Given entries -
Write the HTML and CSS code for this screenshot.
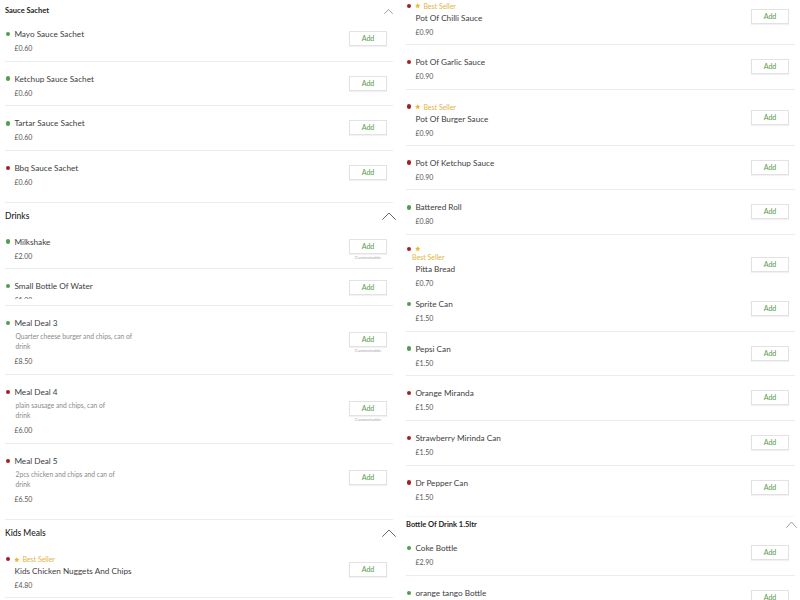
FILE: index.html
```html
<!DOCTYPE html>
<html lang="en">
<head>
<meta charset="utf-8">
<title>Menu</title>
<link rel="stylesheet" href="styles.css">
</head>
<body>
<div class="menu">
  <div class="col col-left">
    <section class="cat">
      <div class="cat-head sm"><h3>Sauce Sachet</h3><svg class="chev sm" viewBox="0 0 9 5"><polyline points="0.5,4.5 4.5,0.6 8.5,4.5"/></svg></div>
      <div class="item"><div class="info"><div class="lead"><span class="dot veg"></span><span class="name">Mayo Sauce Sachet</span></div><div class="price">£0.60</div></div><div class="action"><button class="add">Add</button><span class="custom"></span></div></div>
      <div class="item"><div class="info"><div class="lead"><span class="dot veg"></span><span class="name">Ketchup Sauce Sachet</span></div><div class="price">£0.60</div></div><div class="action"><button class="add">Add</button><span class="custom"></span></div></div>
      <div class="item"><div class="info"><div class="lead"><span class="dot veg"></span><span class="name">Tartar Sauce Sachet</span></div><div class="price">£0.60</div></div><div class="action"><button class="add">Add</button><span class="custom"></span></div></div>
      <div class="item last"><div class="info"><div class="lead"><span class="dot nonveg"></span><span class="name">Bbq Sauce Sachet</span></div><div class="price">£0.60</div></div><div class="action"><button class="add">Add</button><span class="custom"></span></div></div>
    </section>
    <section class="cat">
      <div class="cat-head lg"><h3>Drinks</h3><svg class="chev lg" viewBox="0 0 14 8"><polyline points="0.6,7.4 7,1 13.4,7.4"/></svg></div>
      <div class="item"><div class="info"><div class="lead"><span class="dot veg"></span><span class="name">Milkshake</span></div><div class="price">£2.00</div></div><div class="action"><button class="add">Add</button><span class="custom">Customizable</span></div></div>
      <div class="item clip"><div class="info"><div class="lead"><span class="dot veg"></span><span class="name">Small Bottle Of Water</span></div><div class="price">£1.00</div></div><div class="action"><button class="add">Add</button><span class="custom"></span></div></div>
      <div class="item has-desc"><div class="info"><div class="lead"><span class="dot veg"></span><span class="name">Meal Deal 3</span></div><div class="desc">Quarter cheese burger and chips, can of<br>drink</div><div class="price">£8.50</div></div><div class="action"><button class="add">Add</button><span class="custom">Customizable</span></div></div>
      <div class="item has-desc"><div class="info"><div class="lead"><span class="dot nonveg"></span><span class="name">Meal Deal 4</span></div><div class="desc">plain sausage and chips, can of<br>drink</div><div class="price">£6.00</div></div><div class="action"><button class="add">Add</button><span class="custom">Customizable</span></div></div>
      <div class="item has-desc last"><div class="info"><div class="lead"><span class="dot nonveg"></span><span class="name">Meal Deal 5</span></div><div class="desc">2pcs chicken and chips and can of<br>drink</div><div class="price">£6.50</div></div><div class="action"><button class="add">Add</button><span class="custom"></span></div></div>
    </section>
    <section class="cat">
      <div class="cat-head lg"><h3>Kids Meals</h3><svg class="chev lg" viewBox="0 0 14 8"><polyline points="0.6,7.4 7,1 13.4,7.4"/></svg></div>
      <div class="item bs"><div class="info"><div class="lead tag"><span class="dot nonveg"></span><svg class="star" viewBox="0 0 10 10"><polygon points="5,0.3 6.4,3.4 9.8,3.7 7.2,6 8,9.5 5,7.7 2,9.5 2.8,6 0.2,3.7 3.6,3.4"/></svg><span class="bs-text">Best Seller</span></div><div class="name">Kids Chicken Nuggets And Chips</div><div class="price">£4.80</div></div><div class="action"><button class="add">Add</button><span class="custom"></span></div></div>
    </section>
  </div>

  <div class="col col-right">
    <section class="cat">
      <div class="item bs"><div class="info"><div class="lead tag"><span class="dot nonveg"></span><svg class="star" viewBox="0 0 10 10"><polygon points="5,0.3 6.4,3.4 9.8,3.7 7.2,6 8,9.5 5,7.7 2,9.5 2.8,6 0.2,3.7 3.6,3.4"/></svg><span class="bs-text">Best Seller</span></div><div class="name">Pot Of Chilli Sauce</div><div class="price">£0.90</div></div><div class="action"><button class="add">Add</button><span class="custom"></span></div></div>
      <div class="item"><div class="info"><div class="lead"><span class="dot nonveg"></span><span class="name">Pot Of Garlic Sauce</span></div><div class="price">£0.90</div></div><div class="action"><button class="add">Add</button><span class="custom"></span></div></div>
      <div class="item bs"><div class="info"><div class="lead tag"><span class="dot nonveg"></span><svg class="star" viewBox="0 0 10 10"><polygon points="5,0.3 6.4,3.4 9.8,3.7 7.2,6 8,9.5 5,7.7 2,9.5 2.8,6 0.2,3.7 3.6,3.4"/></svg><span class="bs-text">Best Seller</span></div><div class="name">Pot Of Burger Sauce</div><div class="price">£0.90</div></div><div class="action"><button class="add">Add</button><span class="custom"></span></div></div>
      <div class="item"><div class="info"><div class="lead"><span class="dot nonveg"></span><span class="name">Pot Of Ketchup Sauce</span></div><div class="price">£0.90</div></div><div class="action"><button class="add">Add</button><span class="custom"></span></div></div>
      <div class="item"><div class="info"><div class="lead"><span class="dot veg"></span><span class="name">Battered Roll</span></div><div class="price">£0.80</div></div><div class="action"><button class="add">Add</button><span class="custom"></span></div></div>
      <div class="item wrapped"><div class="info"><div class="lead tag"><span class="dot nonveg"></span><svg class="star" viewBox="0 0 10 10"><polygon points="5,0.3 6.4,3.4 9.8,3.7 7.2,6 8,9.5 5,7.7 2,9.5 2.8,6 0.2,3.7 3.6,3.4"/></svg></div><div class="bs-text bs-line">Best Seller</div><div class="name">Pitta Bread</div><div class="price">£0.70</div></div><div class="action"><button class="add">Add</button><span class="custom"></span></div></div>
      <div class="item"><div class="info"><div class="lead"><span class="dot veg"></span><span class="name">Sprite Can</span></div><div class="price">£1.50</div></div><div class="action"><button class="add">Add</button><span class="custom"></span></div></div>
      <div class="item"><div class="info"><div class="lead"><span class="dot veg"></span><span class="name">Pepsi Can</span></div><div class="price">£1.50</div></div><div class="action"><button class="add">Add</button><span class="custom"></span></div></div>
      <div class="item"><div class="info"><div class="lead"><span class="dot nonveg"></span><span class="name">Orange Miranda</span></div><div class="price">£1.50</div></div><div class="action"><button class="add">Add</button><span class="custom"></span></div></div>
      <div class="item"><div class="info"><div class="lead"><span class="dot nonveg"></span><span class="name">Strawberry Mirinda Can</span></div><div class="price">£1.50</div></div><div class="action"><button class="add">Add</button><span class="custom"></span></div></div>
      <div class="item last no-line"><div class="info"><div class="lead"><span class="dot nonveg"></span><span class="name">Dr Pepper Can</span></div><div class="price">£1.50</div></div><div class="action"><button class="add">Add</button><span class="custom"></span></div></div>
    </section>
    <section class="cat">
      <div class="cat-head sm"><h3>Bottle Of Drink 1.5ltr</h3><svg class="chev sm2" viewBox="0 0 11 7"><polyline points="0.5,6.5 5.5,1 10.5,6.5"/></svg></div>
      <div class="item"><div class="info"><div class="lead"><span class="dot veg"></span><span class="name">Coke Bottle</span></div><div class="price">£2.90</div></div><div class="action"><button class="add">Add</button><span class="custom"></span></div></div>
      <div class="item"><div class="info"><div class="lead"><span class="dot veg"></span><span class="name">orange tango Bottle</span></div><div class="price">£3.50</div></div><div class="action"><button class="add">Add</button><span class="custom"></span></div></div>
    </section>
  </div>
</div>
</body>
</html>
```

FILE: styles.css
```css
html, body {
  margin: 0;
  padding: 0;
  height: 600px;
  overflow: hidden;
  background: #ffffff;
}

body {
  font-family: Lato, "Open Sans", "Liberation Sans", sans-serif;
  color: #3b3b3b;
}

.menu {
  display: grid;
  grid-template-columns: 388px 389px;
  column-gap: 13px;
  padding-left: 5px;
  align-items: start;
}

.col-left {
  margin-top: 3px;
}

.col-right {
  margin-top: -11px;
}

/* category headers */
.cat-head {
  display: flex;
  justify-content: space-between;
  align-items: flex-start;
  box-sizing: border-box;
}

.cat-head h3 {
  margin: 0;
  line-height: 12px;
  color: #222;
}

.cat-head.sm {
  height: 14px;
  padding-top: 2px;
}

.cat-head.sm h3 {
  font-size: 7.5px;
  font-weight: 700;
}

.cat-head.lg {
  height: 22px;
  padding-top: 7px;
}

.cat-head.lg h3 {
  font-size: 8.5px;
  font-weight: 500;
}

.chev {
  fill: none;
  stroke-linecap: round;
  stroke-linejoin: round;
}

.chev.sm {
  width: 9px;
  height: 5px;
  margin-top: 3.5px;
  stroke: #888;
  stroke-width: 0.8;
}

.chev.sm2 {
  width: 11px;
  height: 7px;
  margin-top: 2px;
  margin-right: -2px;
  stroke: #888;
  stroke-width: 0.8;
}

.chev.lg {
  width: 14px;
  height: 8px;
  margin-top: 2px;
  margin-right: -3px;
  stroke: #555;
  stroke-width: 0.9;
}

/* items */
.item {
  display: flex;
  align-items: center;
  padding: 11px 6px 6.67px 0;
  border-bottom: 1px solid #ececec;
}

.item.bs {
  padding-bottom: 6px;
}

.item.has-desc {
  padding-bottom: 7px;
}

.item.last {
  padding-bottom: 13.67px;
}

.item.has-desc.last {
  padding-bottom: 14px;
}

.item.no-line {
  border-bottom-color: #f6f6f6;
}

.item.clip {
  box-sizing: border-box;
  height: 37px;
  padding-bottom: 6px;
}

.item.clip .info {
  max-height: 19px;
  overflow: hidden;
}

.item.wrapped {
  box-sizing: border-box;
  height: 52px;
  padding-top: 12px;
  padding-bottom: 0;
  border-bottom: none;
}

.info {
  flex: 1;
  min-width: 0;
  padding-left: 9.5px;
}

.lead {
  display: flex;
  align-items: center;
  margin-left: -9.5px;
}

.dot {
  flex: none;
  width: 4.4px;
  height: 4.4px;
  border-radius: 50%;
  margin: 0 4.2px 0 0.8px;
}

.dot.veg {
  background: #4f9e4c;
}

.dot.nonveg {
  background: #a51f22;
}

.name {
  font-size: 8.2px;
  line-height: 12px;
  color: #404040;
  white-space: nowrap;
}

.price {
  margin-top: 2px;
  font-size: 7px;
  line-height: 12px;
  color: #555;
}

.desc {
  margin-top: 2px;
  padding-left: 1px;
  font-size: 6.7px;
  line-height: 10px;
  color: #8a8a8a;
  white-space: nowrap;
}

.desc + .price {
  margin-top: 4px;
}

.tag {
  height: 12px;
}

.star {
  flex: none;
  width: 5.5px;
  height: 5.5px;
  margin-right: 2.5px;
  fill: #f1b52a;
}

.bs-text {
  font-size: 7px;
  line-height: 12px;
  color: #e3b33f;
  white-space: nowrap;
}

.item.wrapped .tag {
  height: 9px;
}

.item.wrapped .bs-line {
  line-height: 8px;
  margin-left: -3.5px;
}

.item.wrapped .name {
  margin-top: 2px;
}

/* add button */
.action {
  flex: none;
  display: flex;
  flex-direction: column;
  align-items: center;
  padding-top: 2px;
}

.add {
  box-sizing: border-box;
  width: 38px;
  height: 15px;
  padding: 0;
  border: 1px solid #e2e2e2;
  background: #fff;
  box-shadow: 0 1px 1px rgba(0, 0, 0, 0.05);
  color: #5d9e51;
  font-family: Lato, "Open Sans", "Liberation Sans", sans-serif;
  font-size: 7px;
  font-weight: 500;
  line-height: 13px;
}

.custom {
  height: 7px;
  font-size: 4.5px;
  line-height: 7px;
  color: #a8a8a8;
  white-space: nowrap;
}
```
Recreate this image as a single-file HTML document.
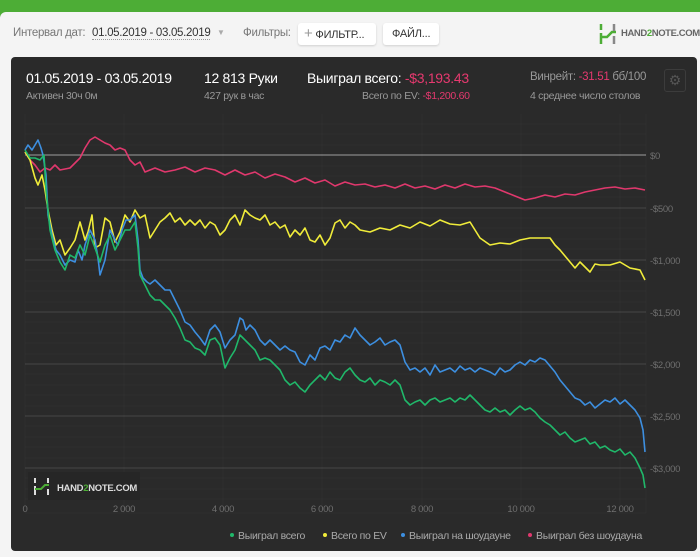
<!DOCTYPE html>
<html><head><meta charset="utf-8"><style>
body{margin:0;width:700px;height:557px;background:#4dad36;font-family:"Liberation Sans",sans-serif;overflow:hidden;position:relative}
.page{position:absolute;left:0;top:12px;width:700px;height:545px;background:#f4f4f4;border-top-left-radius:6px}
.t{position:absolute;white-space:nowrap;letter-spacing:-0.3px}
.btn{position:absolute;background:#fff;border-radius:3px;box-shadow:0 1px 2px rgba(0,0,0,.15);font-size:11px;color:#333;height:22px;line-height:22px;letter-spacing:-0.2px}
.dark{position:absolute;left:11px;top:57px;width:686px;height:494px;background:#2a2a2a;border-radius:4px}
</style></head><body>
<div class="page"></div>
<div class="t" style="left:13px;top:27px;font-size:11.5px;color:#777">Интервал дат:</div>
<div class="t" style="left:92px;top:27px;font-size:11.5px;color:#333;border-bottom:1px dotted #999">01.05.2019 - 03.05.2019</div>
<div class="t" style="left:217px;top:28px;font-size:8px;color:#aaa">▼</div>
<div class="t" style="left:243px;top:27px;font-size:11.5px;color:#777">Фильтры:</div>
<div class="btn" style="left:298px;top:23px;width:78px"><span style="color:#999;font-size:15px;margin-left:6px">+</span> ФИЛЬТР...</div>
<div class="btn" style="left:383px;top:23px;width:56px;padding-left:9px;box-sizing:border-box">ФАЙЛ...</div>
<svg style="position:absolute;left:599px;top:24px" width="18" height="20"><path d="M2 0v6M2 9v11" stroke="#4dad36" stroke-width="2.5" fill="none"/><path d="M2 13h6l5-5h4" stroke="#4dad36" stroke-width="2.5" fill="none"/><path d="M15 0v7M15 12v8" stroke="#888" stroke-width="2.5"/></svg>
<div class="t" style="left:621px;top:28px;font-size:9.5px;color:#666;font-weight:bold;letter-spacing:-0.4px">HAND<span style="color:#4dad36">2</span>NOTE.COM</div>
<div class="dark"></div>
<div class="t" style="left:26px;top:70px;font-size:14px;color:#fff">01.05.2019 - 03.05.2019</div>
<div class="t" style="left:26px;top:90px;font-size:10.5px;color:#999">Активен 30ч 0м</div>
<div class="t" style="left:204px;top:70px;font-size:14px;color:#fff">12 813 Руки</div>
<div class="t" style="left:204px;top:90px;font-size:10.5px;color:#999">427 рук в час</div>
<div class="t" style="left:307px;top:70px;font-size:14px;color:#fff">Выиграл всего: <span style="color:#e6396f">-$3,193.43</span></div>
<div class="t" style="left:362px;top:90px;font-size:10.5px;color:#999">Всего по EV: <span style="color:#e6396f">-$1,200.60</span></div>
<div class="t" style="left:530px;top:71px;font-size:11.5px;color:#999">Винрейт: <span style="color:#e6396f">-31.51</span> бб/100</div>
<div class="t" style="left:530px;top:90px;font-size:10.5px;color:#999">4 среднее число столов</div>
<div style="position:absolute;left:664px;top:69px;width:20px;height:21px;border:1px solid #3c3c3c;border-radius:3px;color:#555;font-size:14px;text-align:center;line-height:20px">⚙</div>
<svg style="position:absolute;left:0;top:0" width="700" height="557">
<g stroke="#2f2f2f" stroke-width="1">
<line x1="25" y1="124" x2="646" y2="124"/><line x1="25" y1="134" x2="646" y2="134"/><line x1="25" y1="145" x2="646" y2="145"/>
<line x1="25" y1="166" x2="646" y2="166"/><line x1="25" y1="176" x2="646" y2="176"/><line x1="25" y1="187" x2="646" y2="187"/><line x1="25" y1="197" x2="646" y2="197"/>
<line x1="25" y1="218" x2="646" y2="218"/><line x1="25" y1="228" x2="646" y2="228"/><line x1="25" y1="239" x2="646" y2="239"/><line x1="25" y1="249" x2="646" y2="249"/>
<line x1="25" y1="270" x2="646" y2="270"/><line x1="25" y1="281" x2="646" y2="281"/><line x1="25" y1="291" x2="646" y2="291"/><line x1="25" y1="302" x2="646" y2="302"/>
<line x1="25" y1="322" x2="646" y2="322"/><line x1="25" y1="333" x2="646" y2="333"/><line x1="25" y1="343" x2="646" y2="343"/><line x1="25" y1="354" x2="646" y2="354"/>
<line x1="25" y1="374" x2="646" y2="374"/><line x1="25" y1="385" x2="646" y2="385"/><line x1="25" y1="395" x2="646" y2="395"/><line x1="25" y1="406" x2="646" y2="406"/>
<line x1="25" y1="426" x2="646" y2="426"/><line x1="25" y1="437" x2="646" y2="437"/><line x1="25" y1="447" x2="646" y2="447"/><line x1="25" y1="458" x2="646" y2="458"/>
<line x1="25" y1="478" x2="646" y2="478"/><line x1="25" y1="489" x2="646" y2="489"/><line x1="25" y1="499" x2="646" y2="499"/><line x1="25" y1="513" x2="646" y2="513"/>
<line x1="25" y1="114" x2="25" y2="513"/><line x1="124" y1="114" x2="124" y2="513"/><line x1="223" y1="114" x2="223" y2="513"/><line x1="322" y1="114" x2="322" y2="513"/><line x1="422" y1="114" x2="422" y2="513"/><line x1="521" y1="114" x2="521" y2="513"/><line x1="620" y1="114" x2="620" y2="513"/><line x1="646" y1="114" x2="646" y2="513"/>
</g>
<g stroke="#424242" stroke-width="1.2">
<line x1="25" y1="208" x2="646" y2="208"/><line x1="25" y1="260" x2="646" y2="260"/><line x1="25" y1="312" x2="646" y2="312"/><line x1="25" y1="364" x2="646" y2="364"/><line x1="25" y1="416" x2="646" y2="416"/><line x1="25" y1="468" x2="646" y2="468"/>
</g>
<line x1="25" y1="155" x2="646" y2="155" stroke="#888" stroke-width="1.3"/>
<g font-size="9.5" fill="#6f6f6f" font-family="Liberation Sans" letter-spacing="-0.3">
<text x="650" y="159">$0</text><text x="650" y="212">-$500</text><text x="650" y="264">-$1,000</text><text x="650" y="316">-$1,500</text><text x="650" y="368">-$2,000</text><text x="650" y="420">-$2,500</text><text x="650" y="472">-$3,000</text>
<g text-anchor="middle"><text x="25" y="512">0</text><text x="124" y="512">2 000</text><text x="223" y="512">4 000</text><text x="322" y="512">6 000</text><text x="422" y="512">8 000</text><text x="521" y="512">10 000</text><text x="620" y="512">12 000</text></g>
</g>
<g fill="none" stroke-width="1.6" stroke-linejoin="round">
<polyline stroke="#e0386d" points="25,152 30,160 35,165 40,172 45,168 50,170 55,165 60,170 70,168 75,163 80,158 85,148 90,140 95,137 100,140 105,143 110,145 115,150 120,148 125,150 130,160 135,165 140,162 145,172 150,170 155,168 165,172 175,170 185,167 195,172 205,168 215,170 225,175 235,170 245,175 255,172 265,178 275,174 285,177 295,182 305,178 315,183 325,180 335,186 345,182 355,185 365,184 375,187 385,185 395,188 405,184 415,188 425,186 435,189 445,185 455,188 465,184 475,187 485,186 495,188 505,192 515,196 525,200 535,198 545,195 555,197 565,194 575,195 585,192 595,190 605,188 615,187 625,189 635,188 645,190"/>
<polyline stroke="#f0ec3a" points="25,152 30,160 35,178 38,185 42,175 45,190 48,210 52,230 56,245 60,240 65,255 70,248 75,240 80,222 85,240 88,232 92,215 95,248 100,245 105,218 110,222 115,242 120,232 125,215 130,222 135,210 140,218 145,215 150,238 155,230 160,222 165,218 170,213 175,222 180,218 185,225 190,220 195,225 200,220 205,228 210,222 215,225 220,235 225,230 230,220 235,215 240,225 245,210 250,215 255,218 260,220 265,215 270,225 275,222 280,228 285,225 290,237 295,230 300,235 305,228 310,240 315,242 320,235 325,245 330,238 335,223 340,220 345,228 350,222 355,225 360,230 370,232 380,228 390,230 400,225 410,228 420,222 430,226 440,220 450,224 460,225 470,222 475,230 480,238 490,245 500,243 510,244 520,240 530,238 540,238 550,238 555,245 560,250 570,262 575,268 580,262 590,272 595,264 600,265 610,265 620,262 630,268 640,270 645,280"/>
<polyline stroke="#3d8fe0" points="25,150 28,145 32,150 38,140 41,148 43,155 46,175 48,215 52,235 56,250 60,255 65,265 70,260 75,262 78,250 82,260 85,245 90,230 95,240 98,258 100,275 105,260 110,230 115,240 118,245 122,230 126,220 130,220 135,215 138,240 140,270 143,278 147,282 150,284 155,280 160,285 165,290 170,290 175,300 180,310 185,322 190,325 195,332 200,338 205,345 210,330 215,325 220,332 225,348 230,340 235,335 240,318 243,320 246,330 250,325 255,330 260,340 265,345 270,340 275,345 280,350 285,346 290,350 295,352 300,362 305,365 310,355 315,360 320,348 325,346 330,350 335,340 340,342 345,335 350,338 355,328 360,335 365,340 370,345 375,342 380,338 385,345 390,342 395,340 400,345 405,362 410,370 415,368 420,372 425,368 430,375 435,365 440,372 445,370 450,368 455,372 460,366 465,370 470,368 475,372 480,368 485,370 490,372 495,375 500,368 505,372 510,370 515,365 520,362 525,365 530,360 535,362 540,358 545,360 550,366 555,372 560,380 565,386 570,392 575,398 580,400 585,405 590,402 595,408 600,404 605,400 610,402 615,398 620,404 625,400 630,405 635,410 640,418 643,430 645,452"/>
<polyline stroke="#20b86a" points="25,150 30,158 35,158 40,160 44,155 46,190 50,230 55,250 60,262 65,270 70,255 75,258 80,245 85,255 90,235 95,248 100,262 105,245 110,235 115,250 120,240 125,230 130,230 135,222 138,248 140,275 145,285 150,295 155,300 160,300 165,305 170,310 175,318 180,328 185,340 190,342 195,348 200,350 205,355 210,340 215,338 220,345 225,368 230,358 235,350 240,335 245,340 250,345 255,350 260,360 265,358 270,360 275,365 280,370 285,380 290,385 295,382 300,388 305,392 310,385 315,380 320,375 325,380 330,372 335,378 340,380 345,372 350,368 355,375 360,380 365,382 370,378 375,385 380,380 385,382 390,385 395,380 400,385 405,400 410,405 415,402 420,400 425,405 430,400 435,398 440,402 445,400 450,398 455,402 460,398 465,400 470,395 475,400 480,405 485,410 490,412 495,408 500,412 505,410 510,415 515,410 520,406 525,410 530,408 535,412 540,418 545,422 550,425 555,430 560,435 565,432 570,438 575,442 580,440 585,438 590,444 595,442 600,448 605,446 610,450 615,452 620,449 625,455 630,452 635,458 640,468 643,475 645,488"/>
</g>
<rect x="28" y="472" width="112" height="28" fill="#262626"/>
<path d="M35 478v5M35 486v9" stroke="#ddd" stroke-width="2"/><path d="M35 489h6l4-4h4" stroke="#4dad36" stroke-width="2" fill="none"/><path d="M48 478v5M48 489v6" stroke="#ddd" stroke-width="2"/>
<text x="57" y="491" font-size="9.5" font-weight="bold" fill="#ddd" font-family="Liberation Sans" letter-spacing="-0.3">HAND<tspan fill="#4dad36">2</tspan>NOTE.COM</text>
<g font-size="10.5" fill="#aaa" font-family="Liberation Sans" letter-spacing="-0.3">
<circle cx="232" cy="535" r="2" fill="#20b86a"/><text x="238" y="539">Выиграл всего</text>
<circle cx="325" cy="535" r="2" fill="#f0ec3a"/><text x="331" y="539">Всего по EV</text>
<circle cx="403" cy="535" r="2" fill="#3d8fe0"/><text x="409" y="539">Выиграл на шоудауне</text>
<circle cx="530" cy="535" r="2" fill="#e0386d"/><text x="536" y="539">Выиграл без шоудауна</text>
</g>
</svg>
</body></html>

Task to complete - Check each line of the records for the string "this" and state how many lines contain it. Give only the number.

The result - 2